The data →
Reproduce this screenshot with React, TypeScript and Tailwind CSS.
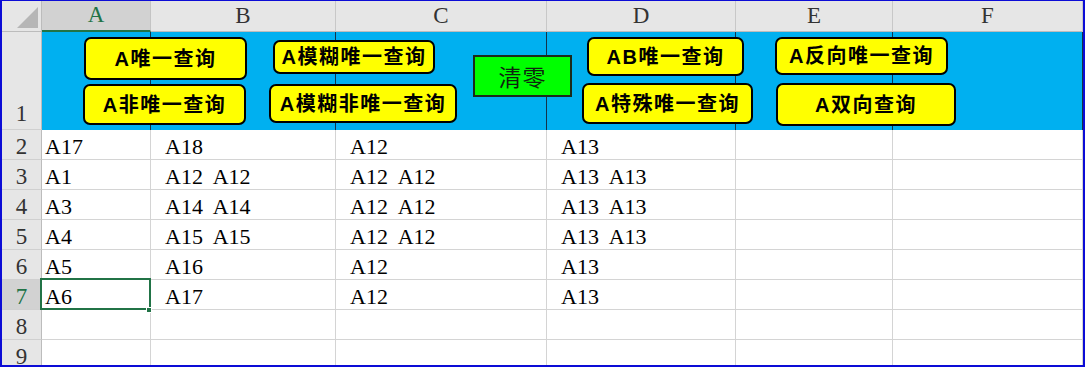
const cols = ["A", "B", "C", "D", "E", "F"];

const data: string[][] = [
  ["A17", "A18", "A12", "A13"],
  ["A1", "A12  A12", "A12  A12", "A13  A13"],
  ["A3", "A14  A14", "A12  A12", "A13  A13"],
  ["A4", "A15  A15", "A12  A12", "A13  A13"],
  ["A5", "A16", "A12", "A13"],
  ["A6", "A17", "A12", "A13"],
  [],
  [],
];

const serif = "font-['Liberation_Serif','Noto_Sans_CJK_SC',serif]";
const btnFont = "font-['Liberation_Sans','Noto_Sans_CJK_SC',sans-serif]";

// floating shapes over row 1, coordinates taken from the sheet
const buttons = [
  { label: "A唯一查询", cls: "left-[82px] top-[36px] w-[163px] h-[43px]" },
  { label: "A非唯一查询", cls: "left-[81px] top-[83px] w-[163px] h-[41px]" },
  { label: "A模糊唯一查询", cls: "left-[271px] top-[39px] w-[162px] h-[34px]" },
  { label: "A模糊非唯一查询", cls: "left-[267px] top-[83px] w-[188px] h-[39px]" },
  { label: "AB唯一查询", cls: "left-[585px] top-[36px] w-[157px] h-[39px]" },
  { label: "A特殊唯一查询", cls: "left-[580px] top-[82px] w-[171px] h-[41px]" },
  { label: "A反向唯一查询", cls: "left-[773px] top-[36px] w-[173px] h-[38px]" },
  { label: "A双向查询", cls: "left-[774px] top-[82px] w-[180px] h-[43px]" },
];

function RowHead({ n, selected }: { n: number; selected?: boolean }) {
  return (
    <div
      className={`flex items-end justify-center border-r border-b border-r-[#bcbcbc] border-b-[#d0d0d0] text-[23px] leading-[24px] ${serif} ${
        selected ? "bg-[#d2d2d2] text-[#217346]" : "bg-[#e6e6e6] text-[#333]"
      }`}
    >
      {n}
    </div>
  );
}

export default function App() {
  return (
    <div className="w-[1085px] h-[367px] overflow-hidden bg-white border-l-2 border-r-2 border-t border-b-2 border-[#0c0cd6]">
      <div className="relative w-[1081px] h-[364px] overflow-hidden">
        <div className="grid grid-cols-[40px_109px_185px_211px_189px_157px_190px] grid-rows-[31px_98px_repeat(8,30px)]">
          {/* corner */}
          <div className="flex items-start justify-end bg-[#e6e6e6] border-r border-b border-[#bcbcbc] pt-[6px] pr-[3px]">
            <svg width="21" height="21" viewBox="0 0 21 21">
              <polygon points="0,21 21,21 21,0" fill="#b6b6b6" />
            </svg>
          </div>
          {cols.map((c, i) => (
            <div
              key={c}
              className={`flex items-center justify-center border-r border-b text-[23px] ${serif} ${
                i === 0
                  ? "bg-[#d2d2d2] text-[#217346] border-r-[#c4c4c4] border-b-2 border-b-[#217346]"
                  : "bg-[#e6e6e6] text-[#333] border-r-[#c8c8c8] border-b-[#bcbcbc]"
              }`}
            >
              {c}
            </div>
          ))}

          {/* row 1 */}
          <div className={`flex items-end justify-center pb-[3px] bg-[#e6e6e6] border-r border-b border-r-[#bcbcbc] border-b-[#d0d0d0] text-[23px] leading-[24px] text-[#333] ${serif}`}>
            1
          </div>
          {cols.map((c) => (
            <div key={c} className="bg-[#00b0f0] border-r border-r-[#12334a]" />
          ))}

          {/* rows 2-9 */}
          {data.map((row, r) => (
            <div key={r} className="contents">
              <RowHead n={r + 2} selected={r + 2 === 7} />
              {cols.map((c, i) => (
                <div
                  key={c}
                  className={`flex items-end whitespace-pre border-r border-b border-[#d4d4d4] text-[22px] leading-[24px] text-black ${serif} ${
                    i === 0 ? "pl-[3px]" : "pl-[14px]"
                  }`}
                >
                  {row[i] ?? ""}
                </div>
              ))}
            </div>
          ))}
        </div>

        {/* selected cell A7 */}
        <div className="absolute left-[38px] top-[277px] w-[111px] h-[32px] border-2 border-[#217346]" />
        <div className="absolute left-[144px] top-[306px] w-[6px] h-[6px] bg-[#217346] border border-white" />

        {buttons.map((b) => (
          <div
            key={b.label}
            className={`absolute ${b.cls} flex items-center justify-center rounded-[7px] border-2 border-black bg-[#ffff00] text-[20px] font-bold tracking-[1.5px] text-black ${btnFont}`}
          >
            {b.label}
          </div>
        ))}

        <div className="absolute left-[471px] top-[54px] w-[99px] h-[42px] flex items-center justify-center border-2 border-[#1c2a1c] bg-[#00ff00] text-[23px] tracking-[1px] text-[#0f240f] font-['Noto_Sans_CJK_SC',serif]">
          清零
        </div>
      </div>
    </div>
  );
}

--

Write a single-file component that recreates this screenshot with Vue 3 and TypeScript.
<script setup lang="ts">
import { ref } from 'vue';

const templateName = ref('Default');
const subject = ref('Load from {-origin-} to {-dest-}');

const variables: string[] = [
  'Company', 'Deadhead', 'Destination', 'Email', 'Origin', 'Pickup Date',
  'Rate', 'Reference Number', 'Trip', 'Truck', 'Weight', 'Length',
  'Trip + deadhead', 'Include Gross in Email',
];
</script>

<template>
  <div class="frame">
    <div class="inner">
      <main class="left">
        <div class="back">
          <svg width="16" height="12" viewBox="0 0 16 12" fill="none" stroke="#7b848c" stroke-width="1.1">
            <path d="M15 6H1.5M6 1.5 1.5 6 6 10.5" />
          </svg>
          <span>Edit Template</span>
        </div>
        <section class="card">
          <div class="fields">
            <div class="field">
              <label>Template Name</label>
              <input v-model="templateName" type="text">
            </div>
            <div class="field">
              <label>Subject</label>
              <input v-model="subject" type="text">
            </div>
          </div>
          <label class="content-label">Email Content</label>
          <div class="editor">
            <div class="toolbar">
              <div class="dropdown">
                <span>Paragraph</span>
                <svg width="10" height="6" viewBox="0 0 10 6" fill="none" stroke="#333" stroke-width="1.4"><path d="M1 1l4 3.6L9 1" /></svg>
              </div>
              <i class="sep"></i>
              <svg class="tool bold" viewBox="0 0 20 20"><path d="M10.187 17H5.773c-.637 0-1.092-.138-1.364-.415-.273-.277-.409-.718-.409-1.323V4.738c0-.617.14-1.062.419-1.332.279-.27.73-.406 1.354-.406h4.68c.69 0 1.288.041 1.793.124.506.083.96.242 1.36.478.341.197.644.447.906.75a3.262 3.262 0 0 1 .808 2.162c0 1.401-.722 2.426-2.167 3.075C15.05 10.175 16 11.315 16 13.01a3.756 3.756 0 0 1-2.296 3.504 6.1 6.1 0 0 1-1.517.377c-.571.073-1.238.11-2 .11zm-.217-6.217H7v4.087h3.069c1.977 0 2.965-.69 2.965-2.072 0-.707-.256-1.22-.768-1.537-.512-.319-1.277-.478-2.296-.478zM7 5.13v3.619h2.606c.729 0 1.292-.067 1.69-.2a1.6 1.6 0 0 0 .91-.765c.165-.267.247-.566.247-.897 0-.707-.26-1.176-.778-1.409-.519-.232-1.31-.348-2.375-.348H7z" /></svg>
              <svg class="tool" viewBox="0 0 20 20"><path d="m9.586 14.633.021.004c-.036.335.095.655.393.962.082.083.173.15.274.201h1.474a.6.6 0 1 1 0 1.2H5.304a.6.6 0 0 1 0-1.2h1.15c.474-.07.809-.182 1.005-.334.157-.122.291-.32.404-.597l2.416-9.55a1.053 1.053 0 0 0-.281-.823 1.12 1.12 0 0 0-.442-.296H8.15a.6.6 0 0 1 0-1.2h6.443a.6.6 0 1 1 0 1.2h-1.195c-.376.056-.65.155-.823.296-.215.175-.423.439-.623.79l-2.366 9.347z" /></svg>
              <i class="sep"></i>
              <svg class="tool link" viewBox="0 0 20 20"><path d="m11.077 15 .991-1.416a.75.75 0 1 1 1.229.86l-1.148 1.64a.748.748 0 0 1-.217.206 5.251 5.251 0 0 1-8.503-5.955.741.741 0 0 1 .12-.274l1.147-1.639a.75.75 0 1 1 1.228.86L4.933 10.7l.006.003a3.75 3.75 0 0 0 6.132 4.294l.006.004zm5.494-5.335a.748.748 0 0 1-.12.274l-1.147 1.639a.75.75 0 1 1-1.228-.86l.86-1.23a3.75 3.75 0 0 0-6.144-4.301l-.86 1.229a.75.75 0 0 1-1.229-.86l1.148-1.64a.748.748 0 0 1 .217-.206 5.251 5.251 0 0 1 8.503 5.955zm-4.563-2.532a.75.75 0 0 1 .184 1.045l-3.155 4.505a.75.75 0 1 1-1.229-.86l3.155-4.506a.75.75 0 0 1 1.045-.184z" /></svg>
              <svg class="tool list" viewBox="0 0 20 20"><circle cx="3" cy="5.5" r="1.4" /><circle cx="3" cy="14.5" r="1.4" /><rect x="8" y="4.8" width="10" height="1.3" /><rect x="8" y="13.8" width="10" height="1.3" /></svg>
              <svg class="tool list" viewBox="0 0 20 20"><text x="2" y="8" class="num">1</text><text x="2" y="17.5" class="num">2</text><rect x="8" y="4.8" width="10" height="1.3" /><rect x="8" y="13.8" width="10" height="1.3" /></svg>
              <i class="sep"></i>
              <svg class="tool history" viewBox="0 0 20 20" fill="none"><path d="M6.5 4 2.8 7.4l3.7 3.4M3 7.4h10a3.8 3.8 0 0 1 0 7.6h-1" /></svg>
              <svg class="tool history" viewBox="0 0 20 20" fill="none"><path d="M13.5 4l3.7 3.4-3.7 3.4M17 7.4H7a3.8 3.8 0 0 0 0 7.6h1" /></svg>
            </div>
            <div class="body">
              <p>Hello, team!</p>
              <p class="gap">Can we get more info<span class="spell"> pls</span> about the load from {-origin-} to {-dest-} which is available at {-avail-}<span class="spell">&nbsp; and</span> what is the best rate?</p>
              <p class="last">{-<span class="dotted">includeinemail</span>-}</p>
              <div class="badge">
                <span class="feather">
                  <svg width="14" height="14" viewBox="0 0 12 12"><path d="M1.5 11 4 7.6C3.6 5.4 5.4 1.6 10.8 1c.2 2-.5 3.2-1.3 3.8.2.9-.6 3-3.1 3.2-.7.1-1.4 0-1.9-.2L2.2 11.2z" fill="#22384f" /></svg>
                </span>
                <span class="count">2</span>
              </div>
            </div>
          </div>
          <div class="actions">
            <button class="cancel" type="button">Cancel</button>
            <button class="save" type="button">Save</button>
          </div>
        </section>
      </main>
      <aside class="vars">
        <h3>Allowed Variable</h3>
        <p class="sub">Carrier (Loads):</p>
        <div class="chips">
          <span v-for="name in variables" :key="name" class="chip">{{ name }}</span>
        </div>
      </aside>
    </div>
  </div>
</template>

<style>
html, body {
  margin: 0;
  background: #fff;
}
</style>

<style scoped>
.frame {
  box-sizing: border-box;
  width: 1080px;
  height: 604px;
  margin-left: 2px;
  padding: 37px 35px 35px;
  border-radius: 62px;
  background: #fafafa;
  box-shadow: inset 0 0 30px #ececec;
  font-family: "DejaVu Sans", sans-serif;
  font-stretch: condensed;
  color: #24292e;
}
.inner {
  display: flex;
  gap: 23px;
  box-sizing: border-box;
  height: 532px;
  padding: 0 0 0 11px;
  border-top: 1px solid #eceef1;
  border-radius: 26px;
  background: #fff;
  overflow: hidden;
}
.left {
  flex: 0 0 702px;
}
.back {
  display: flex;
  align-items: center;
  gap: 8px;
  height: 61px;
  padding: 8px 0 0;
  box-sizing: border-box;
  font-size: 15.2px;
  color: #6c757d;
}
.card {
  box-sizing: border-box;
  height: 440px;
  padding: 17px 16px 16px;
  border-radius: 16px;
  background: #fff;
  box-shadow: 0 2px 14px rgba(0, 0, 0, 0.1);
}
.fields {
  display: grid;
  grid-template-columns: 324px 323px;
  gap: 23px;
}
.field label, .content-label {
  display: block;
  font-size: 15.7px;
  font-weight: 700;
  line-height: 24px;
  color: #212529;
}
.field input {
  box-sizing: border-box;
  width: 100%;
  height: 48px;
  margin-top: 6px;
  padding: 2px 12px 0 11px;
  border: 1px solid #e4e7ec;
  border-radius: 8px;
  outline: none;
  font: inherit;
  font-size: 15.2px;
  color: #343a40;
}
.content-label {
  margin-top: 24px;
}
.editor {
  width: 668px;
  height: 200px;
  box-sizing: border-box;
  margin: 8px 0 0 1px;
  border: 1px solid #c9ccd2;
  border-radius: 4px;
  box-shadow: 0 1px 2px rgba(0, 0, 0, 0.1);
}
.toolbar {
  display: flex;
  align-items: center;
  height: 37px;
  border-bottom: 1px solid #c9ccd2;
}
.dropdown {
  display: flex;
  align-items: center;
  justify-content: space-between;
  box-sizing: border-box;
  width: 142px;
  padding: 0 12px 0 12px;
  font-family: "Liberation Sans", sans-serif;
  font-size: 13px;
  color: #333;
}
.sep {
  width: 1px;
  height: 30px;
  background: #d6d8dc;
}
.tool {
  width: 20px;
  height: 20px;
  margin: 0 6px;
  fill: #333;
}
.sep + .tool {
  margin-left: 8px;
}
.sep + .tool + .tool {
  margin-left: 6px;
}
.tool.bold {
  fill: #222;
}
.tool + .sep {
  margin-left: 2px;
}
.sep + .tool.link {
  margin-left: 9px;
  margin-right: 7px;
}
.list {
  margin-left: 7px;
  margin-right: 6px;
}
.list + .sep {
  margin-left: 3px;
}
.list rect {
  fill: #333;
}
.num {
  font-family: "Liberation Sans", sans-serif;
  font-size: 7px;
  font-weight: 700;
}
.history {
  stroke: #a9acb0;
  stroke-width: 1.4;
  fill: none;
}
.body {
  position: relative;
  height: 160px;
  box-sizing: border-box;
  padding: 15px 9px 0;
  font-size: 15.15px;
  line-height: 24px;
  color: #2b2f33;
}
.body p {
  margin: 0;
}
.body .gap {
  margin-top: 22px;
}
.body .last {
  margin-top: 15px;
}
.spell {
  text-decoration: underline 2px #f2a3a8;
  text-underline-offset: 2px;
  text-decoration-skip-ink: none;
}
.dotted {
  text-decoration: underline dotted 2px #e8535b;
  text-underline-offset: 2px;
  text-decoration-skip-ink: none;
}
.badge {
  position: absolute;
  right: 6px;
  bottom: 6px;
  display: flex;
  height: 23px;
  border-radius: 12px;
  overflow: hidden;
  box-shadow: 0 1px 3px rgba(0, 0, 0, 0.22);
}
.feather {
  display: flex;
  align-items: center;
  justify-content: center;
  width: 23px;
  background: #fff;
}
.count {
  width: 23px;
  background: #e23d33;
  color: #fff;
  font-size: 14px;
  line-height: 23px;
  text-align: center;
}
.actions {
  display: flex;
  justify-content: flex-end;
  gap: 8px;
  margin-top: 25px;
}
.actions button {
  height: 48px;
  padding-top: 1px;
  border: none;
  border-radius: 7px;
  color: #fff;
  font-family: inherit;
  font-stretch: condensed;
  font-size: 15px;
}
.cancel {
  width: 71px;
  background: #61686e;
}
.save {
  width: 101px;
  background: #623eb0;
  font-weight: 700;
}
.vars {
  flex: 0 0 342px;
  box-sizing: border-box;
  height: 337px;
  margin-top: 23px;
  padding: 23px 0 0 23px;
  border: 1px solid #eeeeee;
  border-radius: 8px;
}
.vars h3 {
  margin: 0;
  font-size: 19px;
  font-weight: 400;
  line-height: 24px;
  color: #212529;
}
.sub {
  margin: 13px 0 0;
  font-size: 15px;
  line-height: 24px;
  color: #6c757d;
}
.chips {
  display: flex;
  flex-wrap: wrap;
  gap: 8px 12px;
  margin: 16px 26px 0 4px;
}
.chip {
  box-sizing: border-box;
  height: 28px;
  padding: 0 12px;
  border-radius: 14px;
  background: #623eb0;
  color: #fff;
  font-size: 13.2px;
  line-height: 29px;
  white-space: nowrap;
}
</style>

--

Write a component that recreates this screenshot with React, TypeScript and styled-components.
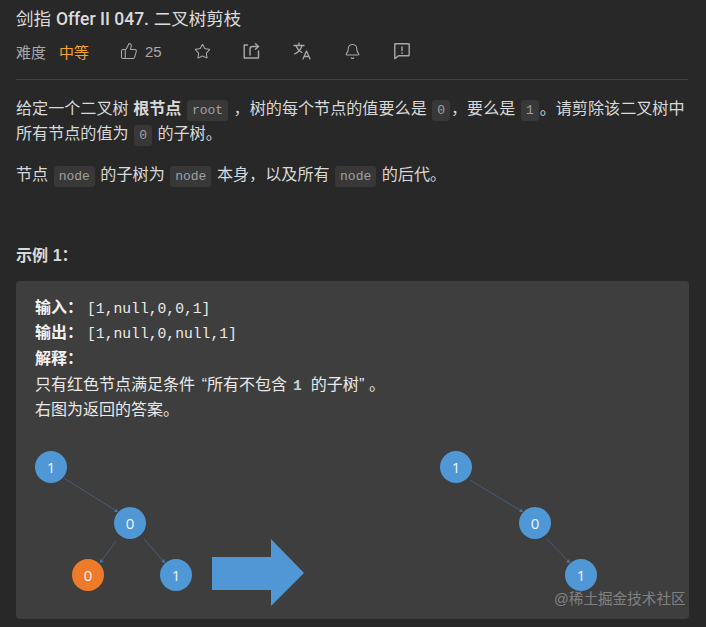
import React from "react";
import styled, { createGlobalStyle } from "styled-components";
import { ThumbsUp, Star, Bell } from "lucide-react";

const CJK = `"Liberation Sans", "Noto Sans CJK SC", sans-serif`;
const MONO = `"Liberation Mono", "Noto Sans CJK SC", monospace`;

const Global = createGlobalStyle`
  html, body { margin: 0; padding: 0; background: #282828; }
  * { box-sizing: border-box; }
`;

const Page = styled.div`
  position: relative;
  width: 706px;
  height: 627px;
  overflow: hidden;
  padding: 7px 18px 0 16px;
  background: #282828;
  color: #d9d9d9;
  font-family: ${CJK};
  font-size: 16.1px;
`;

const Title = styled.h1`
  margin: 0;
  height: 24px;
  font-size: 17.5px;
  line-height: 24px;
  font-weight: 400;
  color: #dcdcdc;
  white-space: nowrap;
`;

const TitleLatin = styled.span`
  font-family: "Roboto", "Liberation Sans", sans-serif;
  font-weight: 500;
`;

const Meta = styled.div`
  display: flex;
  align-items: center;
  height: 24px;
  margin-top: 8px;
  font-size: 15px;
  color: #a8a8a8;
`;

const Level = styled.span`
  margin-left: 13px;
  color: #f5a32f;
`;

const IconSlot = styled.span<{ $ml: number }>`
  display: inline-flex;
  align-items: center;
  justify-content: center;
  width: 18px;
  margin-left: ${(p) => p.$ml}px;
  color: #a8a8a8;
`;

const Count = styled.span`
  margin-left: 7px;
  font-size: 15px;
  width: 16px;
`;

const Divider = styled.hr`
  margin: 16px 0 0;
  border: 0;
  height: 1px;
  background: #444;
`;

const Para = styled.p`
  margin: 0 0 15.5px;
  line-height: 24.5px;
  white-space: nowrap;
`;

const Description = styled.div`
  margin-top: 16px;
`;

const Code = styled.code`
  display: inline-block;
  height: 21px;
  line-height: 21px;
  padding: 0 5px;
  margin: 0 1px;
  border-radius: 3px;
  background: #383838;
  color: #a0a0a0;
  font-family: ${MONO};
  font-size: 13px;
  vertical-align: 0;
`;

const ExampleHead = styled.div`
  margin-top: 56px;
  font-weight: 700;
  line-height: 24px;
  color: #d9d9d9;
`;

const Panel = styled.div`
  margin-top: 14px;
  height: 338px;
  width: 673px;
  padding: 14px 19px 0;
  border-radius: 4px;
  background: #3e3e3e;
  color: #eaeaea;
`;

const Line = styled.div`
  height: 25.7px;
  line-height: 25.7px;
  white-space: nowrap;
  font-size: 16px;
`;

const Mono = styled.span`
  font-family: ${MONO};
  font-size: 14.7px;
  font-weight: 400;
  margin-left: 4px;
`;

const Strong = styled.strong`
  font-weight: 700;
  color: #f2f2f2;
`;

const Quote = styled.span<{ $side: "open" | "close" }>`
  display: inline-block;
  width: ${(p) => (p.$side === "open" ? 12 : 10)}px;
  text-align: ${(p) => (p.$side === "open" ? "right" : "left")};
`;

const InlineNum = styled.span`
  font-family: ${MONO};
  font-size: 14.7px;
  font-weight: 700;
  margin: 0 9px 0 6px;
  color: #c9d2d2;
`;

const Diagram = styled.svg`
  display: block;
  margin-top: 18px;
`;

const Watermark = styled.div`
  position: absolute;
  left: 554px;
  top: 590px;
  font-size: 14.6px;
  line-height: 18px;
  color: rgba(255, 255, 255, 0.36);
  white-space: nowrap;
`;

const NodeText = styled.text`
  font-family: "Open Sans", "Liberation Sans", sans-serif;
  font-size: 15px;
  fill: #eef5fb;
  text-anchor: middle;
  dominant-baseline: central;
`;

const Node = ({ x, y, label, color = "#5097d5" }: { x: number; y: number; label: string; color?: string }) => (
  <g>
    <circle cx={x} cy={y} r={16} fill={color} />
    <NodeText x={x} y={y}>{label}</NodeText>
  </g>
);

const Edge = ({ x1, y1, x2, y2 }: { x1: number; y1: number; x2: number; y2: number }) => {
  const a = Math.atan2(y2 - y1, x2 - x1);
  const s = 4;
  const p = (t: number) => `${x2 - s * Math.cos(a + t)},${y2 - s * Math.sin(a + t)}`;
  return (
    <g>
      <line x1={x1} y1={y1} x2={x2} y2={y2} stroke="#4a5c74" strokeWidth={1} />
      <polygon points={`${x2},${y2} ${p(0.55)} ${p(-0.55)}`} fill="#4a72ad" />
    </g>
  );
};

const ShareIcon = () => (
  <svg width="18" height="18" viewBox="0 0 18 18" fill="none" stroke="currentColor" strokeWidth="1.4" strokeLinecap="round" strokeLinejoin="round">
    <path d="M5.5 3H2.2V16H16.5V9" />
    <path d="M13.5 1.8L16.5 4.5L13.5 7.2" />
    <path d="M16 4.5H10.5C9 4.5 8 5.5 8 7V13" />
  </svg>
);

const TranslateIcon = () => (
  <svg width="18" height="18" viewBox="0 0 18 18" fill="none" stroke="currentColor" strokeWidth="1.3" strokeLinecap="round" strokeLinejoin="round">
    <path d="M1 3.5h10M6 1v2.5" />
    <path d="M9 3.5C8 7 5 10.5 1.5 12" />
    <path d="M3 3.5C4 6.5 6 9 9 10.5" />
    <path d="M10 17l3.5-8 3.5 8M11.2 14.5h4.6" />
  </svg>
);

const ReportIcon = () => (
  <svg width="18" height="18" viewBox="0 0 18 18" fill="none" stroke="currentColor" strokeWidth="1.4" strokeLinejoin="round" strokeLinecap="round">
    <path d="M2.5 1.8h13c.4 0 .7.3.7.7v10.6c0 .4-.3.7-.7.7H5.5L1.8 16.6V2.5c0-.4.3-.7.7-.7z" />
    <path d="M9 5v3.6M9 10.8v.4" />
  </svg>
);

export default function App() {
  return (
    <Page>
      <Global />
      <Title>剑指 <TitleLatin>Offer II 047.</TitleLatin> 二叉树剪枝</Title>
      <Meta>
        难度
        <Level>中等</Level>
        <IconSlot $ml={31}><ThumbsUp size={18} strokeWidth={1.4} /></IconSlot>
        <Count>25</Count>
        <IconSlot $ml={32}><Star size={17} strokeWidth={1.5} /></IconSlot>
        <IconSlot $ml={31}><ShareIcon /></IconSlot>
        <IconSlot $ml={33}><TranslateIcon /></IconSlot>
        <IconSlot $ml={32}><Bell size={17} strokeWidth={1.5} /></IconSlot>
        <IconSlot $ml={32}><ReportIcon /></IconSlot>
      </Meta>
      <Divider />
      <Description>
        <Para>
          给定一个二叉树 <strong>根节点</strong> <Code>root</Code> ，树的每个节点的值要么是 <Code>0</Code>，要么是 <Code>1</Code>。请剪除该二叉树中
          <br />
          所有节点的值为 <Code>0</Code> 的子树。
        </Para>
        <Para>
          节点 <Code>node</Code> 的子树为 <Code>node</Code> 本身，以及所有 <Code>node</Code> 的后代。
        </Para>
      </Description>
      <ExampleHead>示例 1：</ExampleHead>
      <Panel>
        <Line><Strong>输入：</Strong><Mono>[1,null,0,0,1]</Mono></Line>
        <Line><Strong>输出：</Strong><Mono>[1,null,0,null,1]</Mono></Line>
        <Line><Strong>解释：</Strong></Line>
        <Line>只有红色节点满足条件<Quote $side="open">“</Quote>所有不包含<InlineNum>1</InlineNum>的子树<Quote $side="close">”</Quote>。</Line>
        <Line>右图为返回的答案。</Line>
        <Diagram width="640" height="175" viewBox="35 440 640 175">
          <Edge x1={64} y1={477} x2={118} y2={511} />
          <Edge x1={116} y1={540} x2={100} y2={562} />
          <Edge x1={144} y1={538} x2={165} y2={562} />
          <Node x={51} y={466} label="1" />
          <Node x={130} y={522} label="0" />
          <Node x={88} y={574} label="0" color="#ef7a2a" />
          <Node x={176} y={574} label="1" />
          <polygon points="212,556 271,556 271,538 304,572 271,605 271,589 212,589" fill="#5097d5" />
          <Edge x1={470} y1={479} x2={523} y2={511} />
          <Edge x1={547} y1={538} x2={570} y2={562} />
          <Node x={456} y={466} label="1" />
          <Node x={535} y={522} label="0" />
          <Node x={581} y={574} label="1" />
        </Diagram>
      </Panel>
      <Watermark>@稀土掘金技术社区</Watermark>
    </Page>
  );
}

Task →
Return each line that includes "recreates".

Solution to this exercise →
Write a single-file component that recreates this screenshot with Vue 3 and TypeScript.
Write a component that recreates this screenshot with React, TypeScript and styled-components.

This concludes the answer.